[Physics] What exactly is a pomeron

particle-physicsquantum-chromodynamicsquantum-field-theory

The term 'pomeron' was apparently important in the early stages of QCD. I can't find any reference to it in modern QFT books, but older resources sometimes refer to it offhand, and I've yet to find any explanation of what it actually is.

Old theoretical sources such as this throw up a wall of math and seem to say that a pomeron is a purely mathematical object, whose meaning is not clear to me:

The formal definition of Reggeon is the pole in the partial wave in t-channel of the scattering process. […] Pomeron is a Reggeon with the intercept close to 1. […] “Hard” Pomeron is a substitute for the following sentence: the asymptotic for the cross section at high energy for the “hard” processes which occur at small distances of the order of $1/Q$ where $Q$ is the largest transverse momentum scale in the process.

But old experimental sources say that the pomeron is a particle, and that its exchange explains some features of hadron scattering cross sections. That mismatch confuses me, but Wikipedia goes even further and says the pomeron has been found:

By the 1990s, the existence of the pomeron as well as some of its properties were experimentally well established, notably at Fermilab and DESY. The pomeron carries no charges. The absence of electric charge implies that pomeron exchange does not lead to the usual shower of Cherenkov radiation, while the absence of color charge implies that such events do not radiate pions.

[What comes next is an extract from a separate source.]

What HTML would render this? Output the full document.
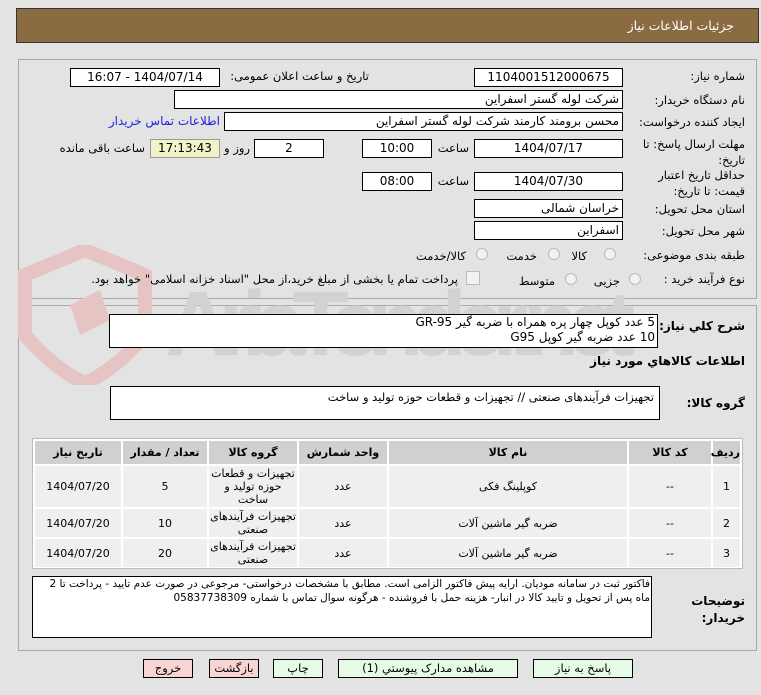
<!DOCTYPE html>
<html><head><meta charset="utf-8"><style>
body{margin:0;width:761px;height:695px;background:#e3e3e3;font-family:"DejaVu Sans","Liberation Sans",sans-serif;font-size:11px;color:#000;position:relative;overflow:hidden}
.a{position:absolute}
.hdr{left:16px;top:8px;width:743px;height:35px;background:#8b6b42;border:1px solid #333;box-sizing:border-box}
.panel{border:1px solid #a8a8a8;box-sizing:border-box}
.box{position:absolute;background:#fff;border:1px solid #000;box-sizing:border-box;direction:rtl;text-align:center;font-size:12px;line-height:17px;white-space:nowrap;overflow:hidden}
.l{position:absolute;direction:rtl;white-space:nowrap;font-size:11.5px;line-height:15px}
.r{right:16px;text-align:right}
.radio{position:absolute;width:12px;height:12px;border-radius:50%;border:1px solid #bbb;background:#f2f2f2;box-sizing:border-box}
table{border-collapse:separate;border-spacing:2px;font-size:11px;direction:rtl;table-layout:fixed}
th{background:#d0d0d0;height:23px;font-weight:bold;text-align:center;padding:0}
td{background:#efefef;text-align:center;line-height:13px;padding:0;font-size:11px}
.btn{position:absolute;top:659px;height:19px;border:1px solid #000;box-sizing:border-box;text-align:center;font-size:11.5px;line-height:17px;direction:rtl}
.g{background:#e6fbe6}.p{background:#f8d4d4}
</style></head><body>
<div class="a hdr"></div>
<div class="l" style="right:27px;top:18px;color:#fff;font-size:12.5px">جزئیات اطلاعات نیاز</div>

<div class="a panel" style="left:18px;top:59px;width:739px;height:240px"></div>
<div class="a panel" style="left:18px;top:305px;width:739px;height:346px"></div>

<svg class="a" style="left:15px;top:245px" width="640" height="140">
<path d="M10 30 L70 5 L130 30 L130 90 Q100 125 70 138 Q40 125 10 90 Z" fill="none" stroke="#e6c4c4" stroke-width="14"/>
<path d="M55 60 L85 45 L95 75 L65 90 Z" fill="#e6c4c4"/>
<text x="150" y="110" font-family="Liberation Sans" font-size="92" font-weight="bold" fill="#d2d2d2" textLength="470">AriaTender.net</text>
</svg>

<div class="l r" style="top:69px">شماره نیاز:</div>
<div class="box" style="left:474px;top:68px;width:149px;height:19px">1104001512000675</div>
<div class="l" style="right:392px;top:69px">تاریخ و ساعت اعلان عمومی:</div>
<div class="box" style="left:70px;top:68px;width:150px;height:19px">1404/07/14 - 16:07</div>

<div class="l r" style="top:93px">نام دستگاه خریدار:</div>
<div class="box" style="left:174px;top:90px;width:449px;height:19px;text-align:right;padding-right:3px">شرکت لوله گستر اسفراین</div>

<div class="l r" style="top:115px">ایجاد کننده درخواست:</div>
<div class="box" style="left:224px;top:112px;width:399px;height:19px;text-align:right;padding-right:3px">محسن برومند کارمند شرکت لوله گستر اسفراین</div>
<div class="l" style="right:541px;top:114px;color:#2020e0;font-size:12px">اطلاعات تماس خریدار</div>

<div class="l r" style="top:136px;line-height:16px">مهلت ارسال پاسخ: تا<br>تاریخ:</div>
<div class="box" style="left:474px;top:139px;width:149px;height:19px">1404/07/17</div>
<div class="l" style="right:292px;top:141px">ساعت</div>
<div class="box" style="left:362px;top:139px;width:70px;height:19px">10:00</div>
<div class="box" style="left:254px;top:139px;width:70px;height:19px">2</div>
<div class="l" style="right:511px;top:141px">روز و</div>
<div class="box" style="left:150px;top:139px;width:70px;height:19px;background:#f3f3c8;border-color:#999">17:13:43</div>
<div class="l" style="right:616px;top:141px">ساعت باقی مانده</div>

<div class="l r" style="top:167px;line-height:16px">حداقل تاریخ اعتبار<br>قیمت: تا تاریخ:</div>
<div class="box" style="left:474px;top:172px;width:149px;height:19px">1404/07/30</div>
<div class="l" style="right:292px;top:174px">ساعت</div>
<div class="box" style="left:362px;top:172px;width:70px;height:19px">08:00</div>

<div class="l r" style="top:202px">استان محل تحویل:</div>
<div class="box" style="left:474px;top:199px;width:149px;height:19px;text-align:right;padding-right:3px">خراسان شمالی</div>
<div class="l r" style="top:224px">شهر محل تحویل:</div>
<div class="box" style="left:474px;top:221px;width:149px;height:19px;text-align:right;padding-right:3px">اسفراین</div>

<div class="l r" style="top:248px">طبقه بندی موضوعی:</div>
<div class="radio" style="left:604px;top:248px"></div><div class="l" style="right:174px;top:249px">کالا</div>
<div class="radio" style="left:548px;top:248px"></div><div class="l" style="right:224px;top:249px">خدمت</div>
<div class="radio" style="left:476px;top:248px"></div><div class="l" style="right:295px;top:249px">کالا/خدمت</div>

<div class="l r" style="top:272px">نوع فرآیند خرید :</div>
<div class="radio" style="left:629px;top:273px"></div><div class="l" style="right:141px;top:274px">جزیی</div>
<div class="radio" style="left:565px;top:273px"></div><div class="l" style="right:206px;top:274px">متوسط</div>
<div class="a" style="left:466px;top:271px;width:12px;height:12px;border:1px solid #bbb;background:#f2f2f2"></div>
<div class="l" style="right:303px;top:272px">پرداخت تمام یا بخشی از مبلغ خرید،از محل "اسناد خزانه اسلامی" خواهد بود.</div>

<div class="l r" style="top:319px;font-weight:bold;font-size:12px">شرح کلي نیاز:</div>
<div class="box" style="left:109px;top:314px;width:549px;height:34px;text-align:right;padding-right:2px;font-size:12px;line-height:15px">5 عدد کوپل چهار پره همراه با ضربه گیر GR-95<br>10 عدد ضربه گیر کوپل G95</div>
<div class="l r" style="top:354px;font-weight:bold;font-size:12px">اطلاعات کالاهاي مورد نیاز</div>
<div class="l r" style="top:396px;font-weight:bold;font-size:12px">گروه کالا:</div>
<div class="box" style="left:110px;top:386px;width:550px;height:34px;text-align:right;padding-right:5px;padding-top:2px;font-size:11.5px">تجهیزات فرآیندهای صنعتی // تجهیزات و قطعات حوزه تولید و ساخت</div>

<div class="a" style="left:32px;top:438px;width:711px;height:131px;border:1px solid #bbb;box-sizing:border-box;background:#fff;overflow:hidden">
<table style="width:709px">
<colgroup><col style="width:27px"><col style="width:82px"><col style="width:238px"><col style="width:88px"><col style="width:88px"><col style="width:84px"><col></colgroup>
<tr><th>ردیف</th><th>کد کالا</th><th>نام کالا</th><th>واحد شمارش</th><th>گروه کالا</th><th>تعداد / مقدار</th><th>تاریخ نیاز</th></tr>
<tr style="height:41px"><td>1</td><td>--</td><td>کوپلینگ فکی</td><td>عدد</td><td>تجهیزات و قطعات حوزه تولید و ساخت</td><td>5</td><td>1404/07/20</td></tr>
<tr style="height:28px"><td>2</td><td>--</td><td>ضربه گیر ماشین آلات</td><td>عدد</td><td>تجهیزات فرآیندهای صنعتی</td><td>10</td><td>1404/07/20</td></tr>
<tr style="height:28px"><td>3</td><td>--</td><td>ضربه گیر ماشین آلات</td><td>عدد</td><td>تجهیزات فرآیندهای صنعتی</td><td>20</td><td>1404/07/20</td></tr>
</table></div>

<div class="l r" style="top:593px;font-weight:bold;font-size:12px;line-height:17px">توضیحات<br>خریدار:</div>
<div class="box" style="left:32px;top:576px;width:620px;height:62px;text-align:right;padding-right:1px;white-space:normal;font-size:10.5px;line-height:14px">فاکتور ثبت در سامانه مودیان. ارایه پیش فاکتور الزامی است. مطابق با مشخصات درخواستی- مرجوعی در صورت عدم تایید - پرداخت تا 2 ماه پس از تحویل و تایید کالا در انبار- هزینه حمل با فروشنده - هرگونه سوال تماس با شماره 05837738309</div>

<div class="btn g" style="left:533px;width:100px">پاسخ به نیاز</div>
<div class="btn g" style="left:338px;width:180px">مشاهده مدارک پیوستي (1)</div>
<div class="btn g" style="left:273px;width:50px">چاپ</div>
<div class="btn p" style="left:209px;width:50px">بازگشت</div>
<div class="btn p" style="left:143px;width:50px">خروج</div>
</body></html>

This makes me really confused. If the pomeron has been found, how come no modern sources ever talk about it? Is it some other particle, a glueball or a meson, maybe, under a different name? Or have pomerons been ruled out? Are the cross sections they were invented to explain now well-understood? If not, why does nobody talk about pomerons anymore?


Edit: after searching around some more, I'm getting the impression that the pomeron is an 'effective' particle, the result of the exchange of one of a whole infinite family of particles that lie on a particular Regge trajectory. But what really mystifies me is that every source steadfastly refuses to say what those particles are, i.e. their quark and gluon content. This is apparently part of the spirit of the bootstrap program, where such questions are just not allowed to be asked, but shouldn't we be able to understand this in conventional QCD?

Best Answer

Before the quark model became the standard model for particle physics, the prevailing model for elementary particle scattering was using the theory of Regge poles.

At the time (1960s) electromagnetic interactions/scatterings could be described very well with Feynman diagrams, exchanging virtual photons. The study of strong interactions tried to reproduce this successful use of Feynman diagrams ; for example there was the vector meson dominance model :

In particular, the hadronic components of the physical photon consist of the lightest vector mesons, ρ , ω and ϕ . Therefore, interactions between photons and hadronic matter occur by the exchange of a hadron between the dressed photon and the hadronic target.

The Regge pole theory used the complex plane and Regge trajectories to fit scattering crossections, the poles corresponding to resonances with specific spins at the mass of the resonance but arbitrary ones off. The exchange of Regge poles ( instead of single particles) was fitted to scattering crossection data. See this plot for some of the "fits" .

At the time , when it seemed that the Regge pole model would be the model for hadronic interactions, it was necessary to include elastic scattering, i.e. when nothing happened except some energy exchanges. The Regge trajectory used for that was called the Pomeron trajectory.

the particles on this trajectory have the quantum numbers of the vacuum.

If you really want to delve into the subject here is a reference. With the successes of the standard model the Regge theory was no longer mainstream, but considered old fashioned.

This abstract for , The Pomeron and Gauge/String Duality is revisiting the pomeron .

The emergence of string theories though revived the interest in regge theory and particularly the veneziano model which describes the regge poles and considers the resonances as excitations of a string.